Thursday, August 16, 2007

Death Of The Album?

A music blog I visit often, Fingertips, also publishes a web site. A recent article caught my eye and captured my interest, since I'm all old and shit and I still buy albums (though in CD form.)

Read it here. It's quite an interesting and thoughtful view of the issue.


Cat said...

My boyfriend likes this other music site:

It's got some weird/good stuff playing.

I'll check out the blog you mention too.

Joe the Troll said...

I have to say that I disagree with the article on at least a couple points. First, he says that concept albums fell to the wayside because of the CD's longer length, and that people won't sit and listen to the whole thing because it's too long. He mentions Pet Sounds and Sgt. Pepper, but glosses over other successful concept albums such as Tommy, Quadrephenia, and of course The Wall. All were double albums, and I'm sure there are more that I'm not thinking of. Perhaps it's the listener's attention span that's changed for the worse. Or, perhaps, the lack of a good concept album to listen to?

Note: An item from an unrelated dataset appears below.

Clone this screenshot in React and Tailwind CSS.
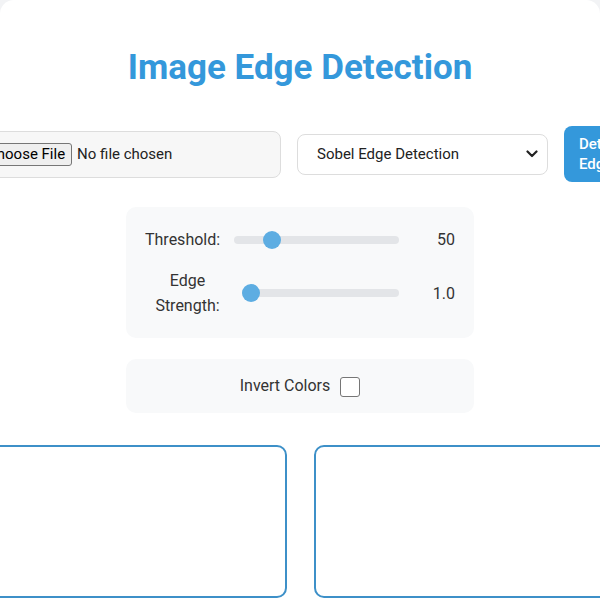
import React, { useState } from 'react';

const font = { fontFamily: 'Roboto, "Noto Sans", Arial, sans-serif' };

const Slider = ({ pct }) => (
  <div className="relative h-[8px] w-full rounded-full bg-[#e3e5e8]">
    <div
      className="absolute top-1/2 h-[18px] w-[18px] -translate-y-1/2 rounded-full bg-[#5dade2]"
      style={{ left: `calc((100% - 18px) * ${pct / 100})` }}
    />
  </div>
);

const App = () => {
  const [invert, setInvert] = useState(false);

  return (
    <div className="min-h-screen bg-[#f2f3f5] overflow-hidden" style={font}>
      <div className="w-[600px] rounded-t-[14px] bg-white pt-[47px] pb-[40px]">
        {/* Title */}
        <h1 className="text-center text-[35px] font-bold leading-[1.2] text-[#3498db]">
          Image Edge Detection
        </h1>

        {/* Controls */}
        <div className="mt-[37px] flex items-center justify-center gap-4">
          <label className="flex w-[312px] shrink-0 items-center gap-[5px] rounded-[8px] border border-[#dddddd] bg-[#f7f7f7] px-[10px] py-[11px] text-[15px] text-[#222]">
            <input type="file" className="hidden" />
            <span className="shrink-0 rounded-[3px] border border-[#767676] bg-[#efefef] px-[6px] leading-[21px] text-black">
              Choose File
            </span>
            <span className="whitespace-nowrap leading-[21px]">No file chosen</span>
          </label>

          <div className="flex h-[41px] w-[251px] shrink-0 items-center justify-between rounded-[8px] border border-[#dddddd] bg-white pl-[19px] pr-[9px] text-[15px] text-[#222]">
            <span>Sobel Edge Detection</span>
            <svg width="12" height="8" viewBox="0 0 12 8" fill="none">
              <path d="M1.5 1.5 L6 6 L10.5 1.5" stroke="#222" strokeWidth="2.2" strokeLinecap="round" strokeLinejoin="round" />
            </svg>
          </div>

          <button className="h-[56px] w-[67px] shrink-0 rounded-[8px] bg-[#3498db] px-[15px] text-left text-[15px] font-medium leading-[20px] text-white">
            Detect Edges
          </button>
        </div>

        {/* Sliders */}
        <div className="mx-auto mt-[25px] w-[348px] rounded-[10px] bg-[#f8f9fa] px-[19px] py-[20px] text-[16px] leading-[25px] text-[#333]">
          <div className="flex items-center gap-3">
            <span className="w-[77px] shrink-0">Threshold:</span>
            <div className="w-[165px] shrink-0">
              <Slider pct={19.6} />
            </div>
            <span className="w-[44px] shrink-0 text-right">50</span>
          </div>
          <div className="mt-[16px] flex items-center gap-3">
            <span className="w-[85px] shrink-0 text-center">Edge Strength:</span>
            <div className="w-[157px] shrink-0">
              <Slider pct={0} />
            </div>
            <span className="w-[44px] shrink-0 text-right">1.0</span>
          </div>
        </div>

        {/* Invert */}
        <div className="mx-auto mt-[21px] flex h-[54px] w-[348px] items-center justify-center gap-[10px] rounded-[10px] bg-[#f8f9fa] text-[16px] text-[#333]">
          <span>Invert Colors</span>
          <button
            onClick={() => setInvert(!invert)}
            className="mt-[1px] h-[20px] w-[20px] rounded-[3px] border border-[#767676] bg-white"
          />
        </div>

        {/* Canvases */}
        <div className="mt-[32px] flex justify-center gap-[27px]">
          <div className="h-[153px] w-[340px] shrink-0 rounded-[10px] border-2 border-[#3d90c8] bg-white" />
          <div className="h-[153px] w-[340px] shrink-0 rounded-[10px] border-2 border-[#3d90c8] bg-white" />
        </div>
      </div>
    </div>
  );
};

export default App;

He also remembers the switch to CDs from LPs differently than I do. I was managing a record store in 1987-88. There were some CDs on the racks, but a lot of stuff had not yet been re-released on CD.

Our price tags had the date when the item was placed out for sale, and we did a store audit one week in 88 where we removed anything that had been out for over a year. I mean, if it sat there for a year already, it's good odds that it will sit there for another. The LP section took a wallop. More than half of it was gone. Some customers complained that we were trying to force them to switch to CD, but we had only removed what these people weren't buying.

It wasn't the CDs that people were buying instead of LPs anyway. We sold far more cassette tapes at that time than anything else. Tapes were king because they were portable, and everyone had a player at home and in the car, or they had a portable unit which was very popular at the time. LPs weren't portable, period. That's why they lost, and why CDs didn't become popular until a decent and affordable car player was introduced. Then people could use them at home and on the road, and they were considered to be worth more money because they lasted longer and sounded better than tapes.

As for why both formats started out with classical music, the writer ignored one important consideration. Every time a new format is introduced, it is very expensive, both for the hardware and the software, so to speak. When record players were introduced, only the wealth could afford them, and the wealthy were symphony folks. Other forms that were more commonly popular were introduced as players came down to prices that middle class people could afford. When CD players were first introduced, they cost thousands, and the CDs themselves were over $100.00 apiece. Who was buying them? Once again, wealthy symphony folks. Other stuff came out as we unwashed masses got our own players.

Also, the development of digital recording and reproduction was aimed to increase the fidelity and dynamic range of the recording. If that is your goal, doesn't it make sense to work with the most complex form of music with the widest variances in timbre and volume? The CD certainly helps the classical listener enjoy a fuller experience, but the difference isn't so much for someone listening to the Ramones.

Other than that, it was a fine article. :-)

Natsthename said...

I had trouble with a little bit of the history, too, Joe, but overall it was a good piece. I am not willing to give up a physical version of recorded music now or ever, so I certainly don't want the album, whether it's a straigtforward collection of songs or a concept album.

I'm betting he mentioned Pet Songs or Sgt. Pepper because they were among the first rock concept recordings, not because they were the epitome of the genre. Who knows.

Natsthename said...

And I also do not recall most of the first cds I ever bought having bonus tracks. Most of my originals were simply the digital (well, they were actually analog-to-digital) version of the LP. The first cds I purchased were used cds, too, since I didn't want to plop down 16 - 20 bucks for something I could get on vinyl or tape for under 10 bucks. (First cd I bought: The Bangles "Different Light.")

Joe the Troll said...

You're right - few initial CD releases had any bonus tracks. Those were usually an incentive to buy the reissues.

Jefe said...

For me, cassettes were definitely the bridge between LPs and CDs. I still have a bunch of old cassettes. Of course, what makes LPs and CDs so superior is the relative lack of degradation compared to audio tape. While my old LPs may have some scratches, they still sound awesome. Most of those old cassettes sound like shit!

Joe the Troll said...

A lot of them sounded like death from he get-go! High fidelity wasn't what tapes were for at all. The sold well for the convenience, nothing more.